Transportation Services is located in 228 Commons Hall; more information is available at the Transportation Services website or by calling 512.245.5555.
The Bobcat Shuttle is a bus service operated for all Texas State students, faculty, staff and the general public. The system is in operation during class days.
How to Ride the Bus
- Check the map or the Texas State app to find the stop closest to you.
- Make sure to be at the bus stop before the bus gets there. Use the Doublemap Real-Time GPS Tracking on the TXST Smartphone App to help plan your trip.
- When the bus arrives, check the route name and number on the bus to make sure it’s the bus you want. Not sure? Ask the driver; they are happy to help.
- Let people off the bus before you get on the bus.
- Get on! You do not need to show your TXST ID or pay a fare.
- When your stop is about a block away, pull the hanging cord to let the driver know that you want the bus to stop.

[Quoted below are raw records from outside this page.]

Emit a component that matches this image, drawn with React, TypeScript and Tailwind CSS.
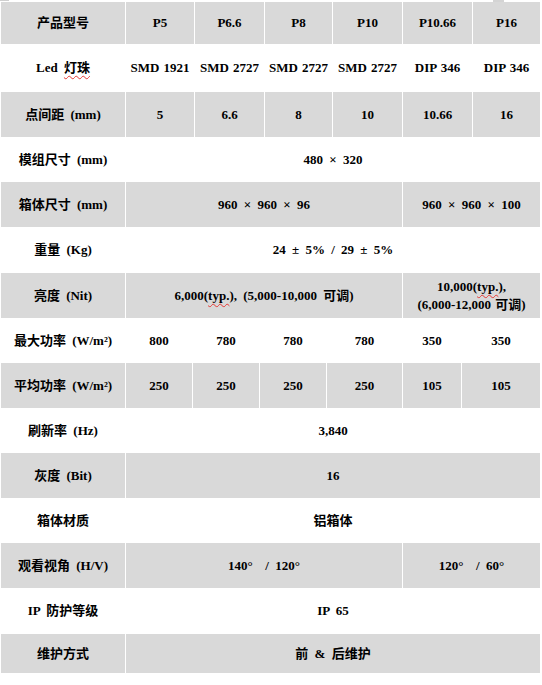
import React from "react";

const font = { fontFamily: '"Liberation Serif", "Noto Sans CJK SC", serif' };

const Squiggle: React.FC<{ children: React.ReactNode }> = ({ children }) => (
  <span className="underline decoration-wavy decoration-[#e53935] decoration-1 underline-offset-[3px]">
    {children}
  </span>
);

type CellProps = { w: string; gray?: boolean; children?: React.ReactNode };

const Cell: React.FC<CellProps> = ({ w, gray, children }) => (
  <div
    className={`${w} shrink-0 flex items-center justify-center text-center leading-[18px] ${
      gray ? "bg-[#d9d9d9]" : "bg-white"
    }`}
  >
    {children}
  </div>
);

const Row: React.FC<{ h: string; children: React.ReactNode }> = ({ h, children }) => (
  <div className={`flex gap-px ${h}`}>{children}</div>
);

const App: React.FC = () => {
  return (
    <div
      className="w-[542px] min-h-[685px] bg-white text-black text-[13px] font-bold [word-spacing:3px]"
      style={font}
    >
      <div className="flex h-[2px]">
        <div className="w-[9px] h-[1px] bg-[#cfcfcf]" />
        <div className="ml-[484px] w-[11px] h-[2px] bg-[#d4d4d4]" />
      </div>
      <div className="pl-[1px] flex flex-col">
        {/* 产品型号 */}
        <Row h="h-[42px]">
          <Cell w="w-[124px]" gray>产品型号</Cell>
          <Cell w="w-[68px]" gray>P5</Cell>
          <Cell w="w-[69px]" gray>P6.6</Cell>
          <Cell w="w-[67px]" gray>P8</Cell>
          <Cell w="w-[69px]" gray>P10</Cell>
          <Cell w="w-[69px]" gray>P10.66</Cell>
          <Cell w="w-[67px]" gray>P16</Cell>
        </Row>
        <div className="flex gap-px h-[48px] [word-spacing:1px]">
          <Cell w="w-[124px]">
            <span className="[word-spacing:3px]">
              Led <Squiggle>灯珠</Squiggle>
            </span>
          </Cell>
          <Cell w="w-[68px]">SMD 1921</Cell>
          <Cell w="w-[69px]">SMD 2727</Cell>
          <Cell w="w-[67px]">SMD 2727</Cell>
          <Cell w="w-[69px]">SMD 2727</Cell>
          <Cell w="w-[69px]">DIP 346</Cell>
          <Cell w="w-[67px]">DIP 346</Cell>
        </div>
        <Row h="h-[45px]">
          <Cell w="w-[124px]" gray>点间距 (mm)</Cell>
          <Cell w="w-[68px]" gray>5</Cell>
          <Cell w="w-[69px]" gray>6.6</Cell>
          <Cell w="w-[67px]" gray>8</Cell>
          <Cell w="w-[69px]" gray>10</Cell>
          <Cell w="w-[69px]" gray>10.66</Cell>
          <Cell w="w-[67px]" gray>16</Cell>
        </Row>
        <Row h="h-[45px]">
          <Cell w="w-[124px]">模组尺寸 (mm)</Cell>
          <Cell w="w-[414px]">480 × 320</Cell>
        </Row>
        <Row h="h-[45px]">
          <Cell w="w-[124px]" gray>箱体尺寸 (mm)</Cell>
          <Cell w="w-[276px]" gray>960 × 960 × 96</Cell>
          <Cell w="w-[137px]" gray>960 × 960 × 100</Cell>
        </Row>
        <Row h="h-[46px]">
          <Cell w="w-[124px]">重量 (Kg)</Cell>
          <Cell w="w-[414px]">24 ± 5% / 29 ± 5%</Cell>
        </Row>
        <Row h="h-[45px]">
          <Cell w="w-[124px]" gray>亮度 (Nit)</Cell>
          <Cell w="w-[276px]" gray>
            <span>
              6,000(<Squiggle>typ.</Squiggle>), (5,000-10,000 可调)
            </span>
          </Cell>
          <Cell w="w-[137px]" gray>
            <span className="[word-spacing:1px]">
              10,000(<Squiggle>typ.</Squiggle>),
              <br />
              (6,000-12,000 可调)
            </span>
          </Cell>
        </Row>
        {/* power rows use their own column widths */}
        <Row h="h-[45px]">
          <Cell w="w-[124px]">最大功率 (W/m²)</Cell>
          <Cell w="w-[66px]">800</Cell>
          <Cell w="w-[66px]">780</Cell>
          <Cell w="w-[66px]">780</Cell>
          <Cell w="w-[75px]">780</Cell>
          <Cell w="w-[58px]">350</Cell>
          <Cell w="w-[78px]">350</Cell>
        </Row>
        <Row h="h-[45px]">
          <Cell w="w-[124px]" gray>平均功率 (W/m²)</Cell>
          <Cell w="w-[66px]" gray>250</Cell>
          <Cell w="w-[66px]" gray>250</Cell>
          <Cell w="w-[66px]" gray>250</Cell>
          <Cell w="w-[75px]" gray>250</Cell>
          <Cell w="w-[58px]" gray>105</Cell>
          <Cell w="w-[78px]" gray>105</Cell>
        </Row>
        <Row h="h-[45px]">
          <Cell w="w-[124px]">刷新率 (Hz)</Cell>
          <Cell w="w-[414px]">3,840</Cell>
        </Row>
        <Row h="h-[45px]">
          <Cell w="w-[124px]" gray>灰度 (Bit)</Cell>
          <Cell w="w-[414px]" gray>16</Cell>
        </Row>
        <Row h="h-[45px]">
          <Cell w="w-[124px]">箱体材质</Cell>
          <Cell w="w-[414px]">铝箱体</Cell>
        </Row>
        <Row h="h-[45px]">
          <Cell w="w-[124px]" gray>观看视角 (H/V)</Cell>
          <Cell w="w-[276px]" gray>140° &nbsp;/ 120°</Cell>
          <Cell w="w-[137px]" gray>120° &nbsp;/ 60°</Cell>
        </Row>
        <Row h="h-[46px]">
          <Cell w="w-[124px]">IP 防护等级</Cell>
          <Cell w="w-[414px]">IP 65</Cell>
        </Row>
        <Row h="h-[39px]">
          <Cell w="w-[124px]" gray>维护方式</Cell>
          <Cell w="w-[414px]" gray>前 &amp; 后维护</Cell>
        </Row>
      </div>
    </div>
  );
};

export default App;
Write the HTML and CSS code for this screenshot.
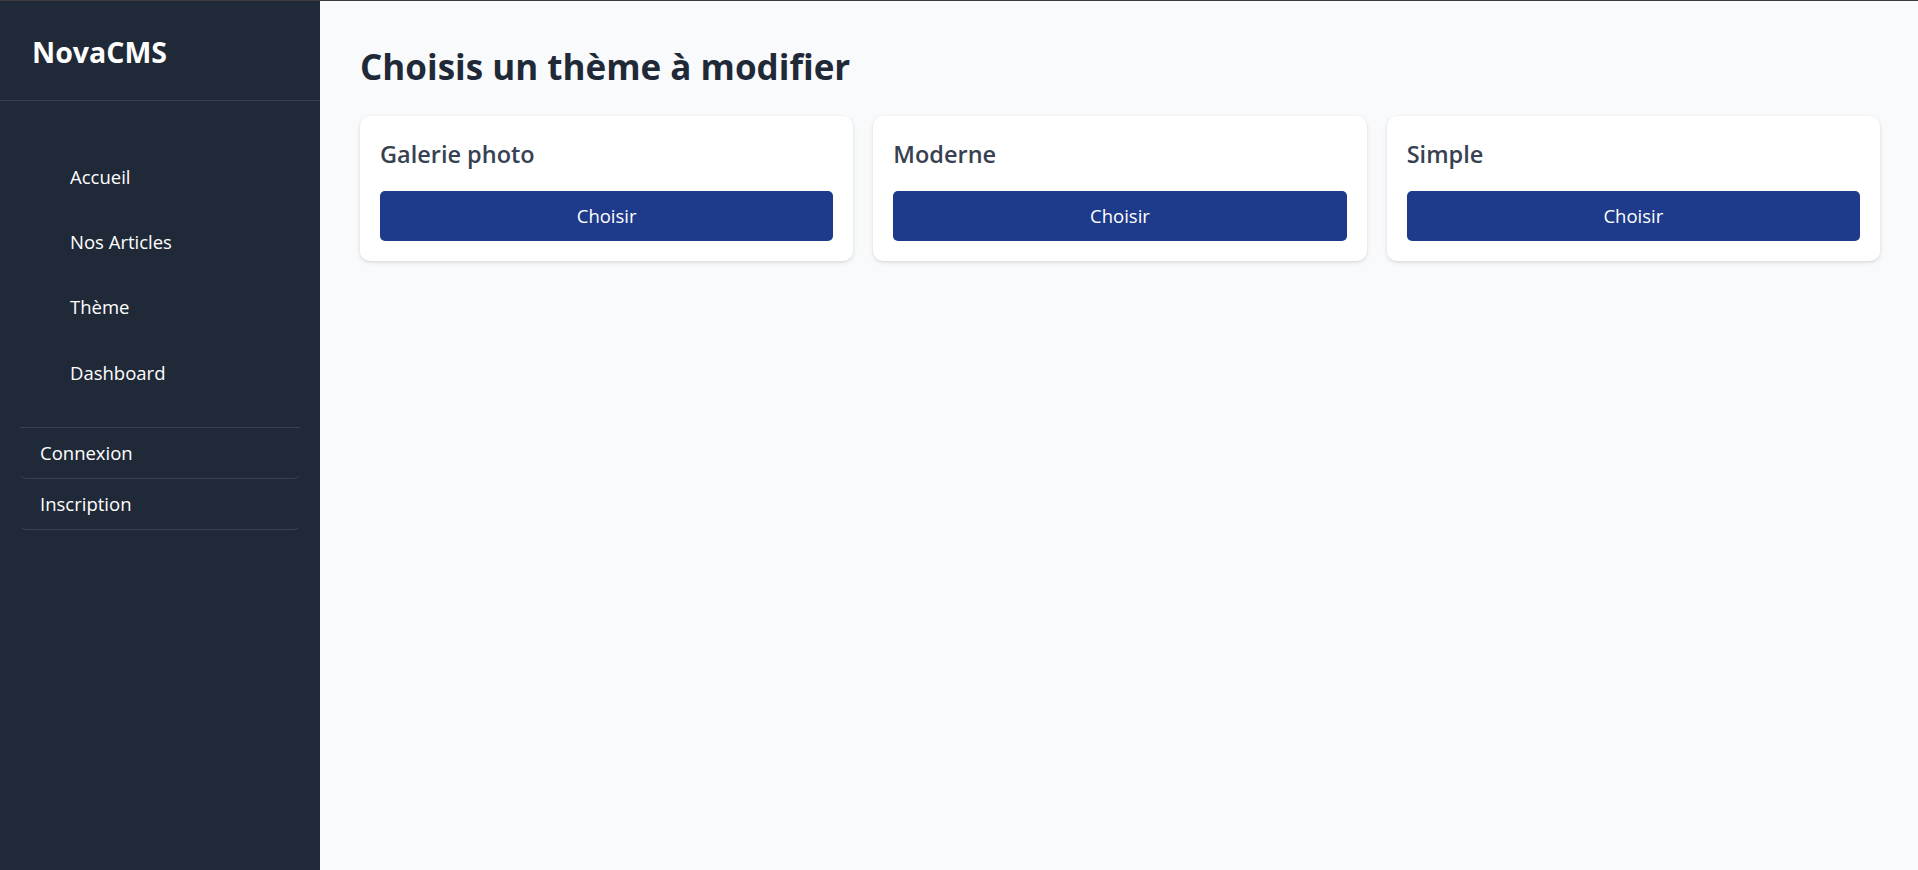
FILE: index.html
```html
<!DOCTYPE html>
<html lang="fr">
<head>
<meta charset="utf-8">
<title>NovaCMS - Thème</title>
<link rel="stylesheet" href="styles.css">
</head>
<body>
<div class="app">
  <aside class="sidebar">
    <div class="brand">NovaCMS</div>
    <ul class="nav">
      <li><a href="#">Accueil</a></li>
      <li><a href="#">Nos Articles</a></li>
      <li><a href="#">Thème</a></li>
      <li><a href="#">Dashboard</a></li>
    </ul>
    <div class="auth">
      <a class="auth-link" href="#">Connexion</a>
      <a class="auth-link" href="#">Inscription</a>
    </div>
  </aside>
  <main class="main">
    <h1 class="title">Choisis un thème à modifier</h1>
    <div class="grid">
      <div class="card">
        <h2 class="card-title">Galerie photo</h2>
        <button class="btn">Choisir</button>
      </div>
      <div class="card">
        <h2 class="card-title">Moderne</h2>
        <button class="btn">Choisir</button>
      </div>
      <div class="card">
        <h2 class="card-title">Simple</h2>
        <button class="btn">Choisir</button>
      </div>
    </div>
  </main>
</div>
</body>
</html>
```
FILE: styles.css
```css
* { box-sizing: border-box; }
html, body { height: 100%; }
body {
  margin: 0;
  font-family: "Open Sans", "Noto Sans", "Liberation Sans", sans-serif;
  background: #f9fafb;
  border-top: 1px solid #3c3c3c;
}
.app {
  display: flex;
  height: 869px;
}
.sidebar {
  width: 320px;
  flex: none;
  background: #1f2937;
  color: #ffffff;
  display: flex;
  flex-direction: column;
}
.brand {
  height: 100px;
  padding: 31px 32px 0;
  font-size: 28.5px;
  line-height: 40px;
  font-weight: 700;
  border-bottom: 1px solid #374151;
}
.nav {
  list-style: none;
  margin: 0;
  padding: 43px 0 0 70px;
}
.nav li { height: 65.33px; display: flex; align-items: center; }
.nav a {
  color: #ffffff;
  text-decoration: none;
  font-size: 18.5px;
  line-height: 30px;
}
.auth {
  margin: 22px 20px 0;
  border-top: 1px solid #374151;
  display: flex;
  flex-direction: column;
}
.auth-link {
  display: block;
  padding: 10px 20px;
  line-height: 30px;
  font-size: 18.5px;
  color: #ffffff;
  text-decoration: none;
  border-bottom: 1px solid #374151;
  border-radius: 0 0 6px 6px;
}
.main {
  flex: 1;
  padding: 43px 38px 40px 40px;
}
.title {
  margin: 0 0 26px;
  font-size: 35px;
  line-height: 46px;
  font-weight: 700;
  color: #1f2937;
}
.grid {
  display: grid;
  grid-template-columns: repeat(3, 1fr);
  gap: 20px;
}
.card {
  background: #ffffff;
  border-radius: 10px;
  padding: 20px;
  box-shadow: 0 1px 3px rgba(0,0,0,0.1), 0 2px 6px rgba(0,0,0,0.06);
}
.card-title {
  margin: 0 0 19px;
  padding-top: 1px;
  font-size: 23.5px;
  line-height: 35px;
  font-weight: 600;
  color: #374151;
}
.btn {
  display: block;
  width: 100%;
  height: 50px;
  border: 0;
  border-radius: 5px;
  background: #1e3a8a;
  color: #ffffff;
  font-family: inherit;
  font-size: 18.5px;
  line-height: 30px;
}
```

- When the bus stops, check where you were sitting to make sure you left nothing behind. Be sure to watch your step as you get off the bus.
The Bobcat Shuttle office is located in 228 Commons Hall; more information is available at the Bobcat Shuttle website or by calling 512.245.5555.
University Logos and Symbols
The university prohibits others from using its registered logos and symbols without its written consent. Although recognized student organizations are eligible to use these symbols, they must first obtain written permission from either the university’s Department of Athletics or the Office of University Marketing. The Director of Athletics or the Director of University Marketing will consider requests to use these symbols. UPPS 01.04.10 (Registration, Control, and Marketing University Symbols) contains a more detailed statement of the university’s policies. The university does not permit student organizations to alter any of its registered symbols.
Campus organizations may not use university symbols in connection with political or commercial activities that would imply university ownership or endorsement. The Director of Athletics or the Director of University Marketing may waive the payment of royalty fees in certain circumstances.